The programs at issue were created by the state in the early 1980s in an effort to conform to the then-prevailing Supreme Court First Amendment doctrine. Colorado lawmakers wanted their scholarship programs to be as inclusive as they thought the separationist Burger Court would permit and so attempted to distinguish between merely “sectarian” universities, like the Jesuit-run Regis University and the Methodist-affiliated University of Denver, and “pervasively sectarian” places, like the nondenominational evangelical CCU and Buddhist Naropa.

Writing for the unanimous appellate panel, Judge Michael McConnell (a distinguished scholar of the First Amendment religion clauses and sometime First Things contributor) argues that, however well-intentioned the state’s efforts were, they have produced a result radically at odds not only with the more accommodationist line taken by the Rehnquist and Roberts Courts but with a series of religious liberty cases that go back much further.

Particularly problematic is the term “pervasively sectarian,” used by the Burger Court to describe denominational¯above all, Roman Catholic¯elementary and secondary schools that were, as a consequence, generally ineligible for public support. In the first place, the words themselves portray a certain anti-religious (and especially anti-Catholic) animus. Judge McConnell is careful not to impute that animus to the Colorado legislature, which, as I note above, was just doing what it could within the confines of a needlessly restrictive doctrine to provide any aid to students attending religious colleges and universities.

Unfortunately, those efforts put the Colorado government in the business not only of closely scrutinizing religious doctrine and institutions but also of discriminating between denominations and institutions on the basis of their relative “sectarianism.” It’s hard to imagine two activities more at odds with the values inherent in the First Amendment religion clauses. (Well, not really: there are religious tests for office-holding, not to mention persecution, though Colorado was surely approaching the former in conditioning eligibility for student aid on the character of an institution’s professed religiosity.)

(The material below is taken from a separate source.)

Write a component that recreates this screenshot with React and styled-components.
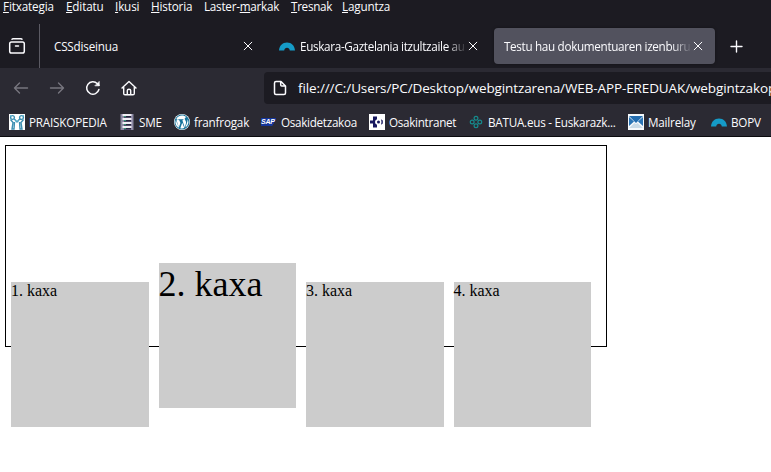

One example of the state’s intrusive inspection of CCU stands out. Among the six features of an institution that the law employed to determine an acceptable standard of sectarianism is this one: “There are no required courses in religion or theology that tend to indoctrinate or proselytize.” State officials thus scrutinized the syllabi of CCU theology courses and concluded that they indeed tended to “indoctrinate or proselytize.” Judge McConnell characterized the state’s practices precisely:

To decide that these syllabi were likely “to convince” the students of religious truths, the [Colorado] Commission [on Higher Education] had to decide how religious beliefs are derived and discern the boundary between religious faith and academic theological beliefs . . . .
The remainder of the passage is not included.